User manual
22
In het leerpakket zijn weerstanden in drie verschillende waarden opgenomen:
Waarde 1. Ring
(tien)
2. Ring
(één)
3. Ring
(multipl.)
4. Ring
(tolerantie
)
Toepassing
220 Ohm Rood Rood Bruin Goud
Voorweerstand voor
LED's
1 kilo-ohm Bruin zwart Rood Goud
Beveiligingsweerstand
voor GPIO-ingangen
10 kilo-ohm Bruin zwart Oranje Goud
Pull-down-weerstand
voor GPIO-ingangen
Tab. 2.2: Kleurcodes van de weerstanden in het leerpakket.
Let vooral bij de 1-kilo-ohm- en 10-kilo-ohm-weerstanden nauwkeurig op de kleuren. Deze kunnen
gemakkelijk worden verwisseld.
2.2 LED aansluiten
Aan de GPIO-poorten kunnen LED's (LED = Light Emitting Diode) worden aangesloten voor lichtsignalen en
lichteffecten.
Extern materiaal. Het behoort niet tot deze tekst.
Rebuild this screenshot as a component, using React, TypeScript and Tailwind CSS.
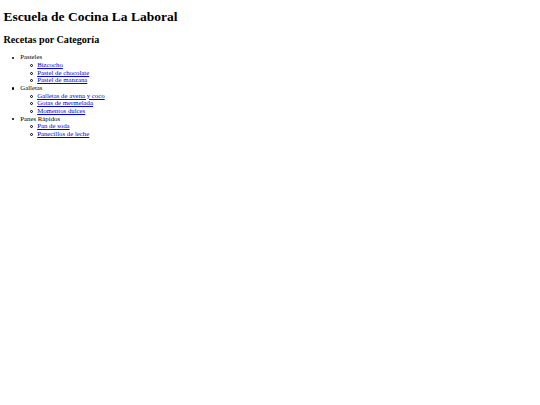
const categorias = [
  { nombre: 'Pasteles', recetas: ['Bizcocho', 'Pastel de chocolate', 'Pastel de manzana'] },
  { nombre: 'Galletas', recetas: ['Galletas de avena y coco', 'Gotas de mermelada', 'Momentos dulces'] },
  { nombre: 'Panes Rápidos', recetas: ['Pan de soda', 'Panecillos de leche'] },
]

export default function App() {
  return (
    <div className="px-[3.375px] font-['Liberation_Serif','Times_New_Roman',serif] text-black text-[6.8px] leading-[normal] bg-white min-h-[405px]">
      <h1 className="text-[13.5px] font-bold my-[9.05px] leading-[normal]">Escuela de Cocina La Laboral</h1>
      <h2 className="text-[10.125px] font-bold my-[8.4px] leading-[normal]">Recetas por Categoría</h2>
      <ul className="pl-[16.875px] my-[6.5px] leading-[7.65px]">
        {categorias.map(c => (
          <li key={c.nombre}>
            <span className="inline-block w-[2.2px] h-[2.2px] rounded-full bg-black align-middle ml-[-8.1px] mr-[5.9px]" />
            {c.nombre}
            <ul className="pl-[16.875px]">
              {c.recetas.map(r => (
                <li key={r}>
                  <span className="inline-block w-[3px] h-[3px] rounded-full border-[0.6px] border-black align-middle ml-[-7px] mr-[4px]" />
                  <a href="#" className="text-[#0000ee] underline">{r}</a>
                </li>
              ))}
            </ul>
          </li>
        ))}
      </ul>
    </div>
  )
}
Hierbij moet tussen de gebruikte GPIO-pin en de anode van de LED een 220-ohm-
voorweerstand (rood-rood-bruin) worden ingebouwd, om de doorgevoerde stroom te begrenzen en hiermee
doorbranden van de LED te voorkomen. Daarnaast beveiligt de voorweerstand tevens de GPIO-uitgang van de
Raspberry Pi, omdat de LED in doorstroomrichting nauwelijks weerstand biedt en daarom de GPIO-poort bij
verbinding met massa snel overbelast zou kunnen worden. De kathode van de LED verbindt men met de
aardleiding op pin 6.
In welke richting moet de LED aangesloten?
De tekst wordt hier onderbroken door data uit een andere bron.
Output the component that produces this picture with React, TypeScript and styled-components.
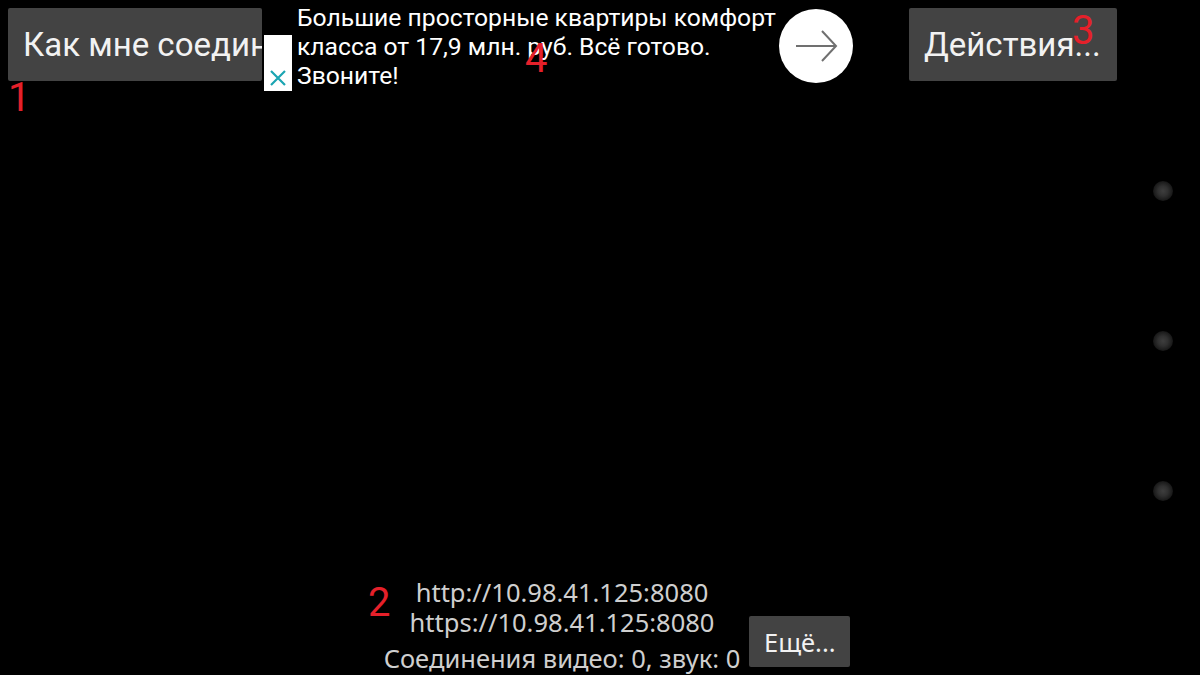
import styled, { createGlobalStyle } from 'styled-components'

const Global = createGlobalStyle`
  html, body {
    margin: 0;
    padding: 0;
    background: #000;
  }
  body {
    font-family: Roboto, "Noto Sans", sans-serif;
  }
`

const Screen = styled.div`
  position: relative;
  width: 1200px;
  height: 675px;
  background: #000;
  overflow: hidden;
  display: flex;
  flex-direction: column;
`

const TopBar = styled.div`
  display: flex;
  align-items: flex-start;
  height: 92px;
  padding: 8px 83px 0 8px;
  box-sizing: border-box;
`

const GrayButton = styled.div<{ $w: number; $h: number; $size: number; $pad: number; $font?: string }>`
  flex: none;
  width: ${p => p.$w}px;
  height: ${p => p.$h}px;
  box-sizing: border-box;
  padding-left: ${p => p.$pad}px;
  background: #434343;
  border-radius: 2px;
  box-shadow: 0 1px 1px rgba(0, 0, 0, 0.6);
  color: #f2f2f2;
  font-family: ${p => p.$font ?? 'Roboto'}, sans-serif;
  font-size: ${p => p.$size}px;
  display: flex;
  align-items: center;
  white-space: nowrap;
  overflow: hidden;
`

const Ad = styled.div`
  display: flex;
  align-items: flex-start;
  margin-left: 2px;
`

const AdClose = styled.div`
  width: 28px;
  height: 56px;
  margin-top: 27px;
  background: #fff;
  display: flex;
  align-items: flex-end;
  justify-content: center;
  padding-bottom: 4px;
  box-sizing: border-box;
`

const AdText = styled.div`
  width: 482px;
  margin: -5px 0 0 5px;
  color: #fff;
  font-size: 24.7px;
  line-height: 29px;
`

const ArrowCircle = styled.div`
  width: 74px;
  height: 74px;
  margin: 1px 0 0 0;
  border-radius: 50%;
  background: #fff;
  display: flex;
  align-items: center;
  justify-content: center;
`

const Spacer = styled.div`
  flex: 1;
`

const Canvas = styled.div`
  flex: 1;
`

const Footer = styled.div`
  display: flex;
  align-items: flex-end;
  padding: 0 0 8px 380px;
  gap: 5px;
`

const Info = styled.div`
  width: 364px;
  margin-bottom: -6px;
  text-align: center;
  color: #cfcfcf;
  font-family: "Noto Sans", sans-serif;
  font-size: 25.5px;
  line-height: 30px;
`

const InfoLast = styled.div`
  margin-top: 6px;
`

const Mark = styled.span<{ $x: number; $y: number }>`
  position: absolute;
  left: ${p => p.$x}px;
  top: ${p => p.$y}px;
  color: #e5202a;
  font-family: Roboto, sans-serif;
  font-size: 40px;
  line-height: 1;
`

const Dots = styled.div`
  position: absolute;
  right: 27px;
  top: 181px;
  display: flex;
  flex-direction: column;
  gap: 130px;
`

const Dot = styled.div`
  width: 20px;
  height: 20px;
  border-radius: 50%;
  background: radial-gradient(circle, #3e3e3e 0, #303030 35%, #171717 70%, #000 100%);
`

export default function App() {
  return (
    <Screen>
      <Global />
      <TopBar>
        <GrayButton $w={254} $h={73} $size={33} $pad={15}>
          Как мне соединиться?
        </GrayButton>
        <Ad>
          <AdClose>
            <svg width="18" height="18" viewBox="0 0 18 18">
              <path d="M2 2 L16 16 M16 2 L2 16" stroke="#1ba5b2" strokeWidth="2.2" fill="none" />
            </svg>
          </AdClose>
          <AdText>
            Большие просторные квартиры комфорт класса от 17,9 млн. руб. Всё готово. Звоните!
          </AdText>
          <ArrowCircle>
            <svg width="48" height="48" viewBox="0 0 48 48">
              <path d="M4 24 H44 M30 9 L44 24 L30 39" stroke="#707070" strokeWidth="2" fill="none" />
            </svg>
          </ArrowCircle>
        </Ad>
        <Spacer />
        <GrayButton $w={208} $h={73} $size={33} $pad={15}>
          Действия...
        </GrayButton>
      </TopBar>
      <Canvas />
      <Footer>
        <Info>
          <div>http://10.98.41.125:8080</div>
          <div>https://10.98.41.125:8080</div>
          <InfoLast>Соединения видео: 0, звук: 0</InfoLast>
        </Info>
        <GrayButton $w={101} $h={51} $size={25.5} $pad={15} $font='"Noto Sans"'>
          Ещё...
        </GrayButton>
      </Footer>
      <Dots>
        <Dot />
        <Dot />
        <Dot />
      </Dots>
      <Mark $x={8} $y={78}>1</Mark>
      <Mark $x={368} $y={583}>2</Mark>
      <Mark $x={1072} $y={11}>3</Mark>
      <Mark $x={525} $y={39}>4</Mark>
    </Screen>
  )
}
De beide aansluitdraden van een LED zijn verschillend van lengte. De langere van de twee is de pluspool,
de anode, de kortere de kathode. Eenvoudig te onthouden: Het plusteken heeft één streep meer dan het
minteken en maakt hiermee de draad iets langer. Bovendien zijn de meeste LED's aan de minkant
afgevlakt, net als een minteken. Eenvoudig te onthouden: Kathode = kort = kant
Sluit als eerste een LED via een 220-ohm-voorweerstand (rood-rood-bruin) op een +3,3-V-aansluiting (pin 1)
aan en verbind de minpool van de LED met de aardleiding (pin 6), zoals in de afbeelding weergegeven.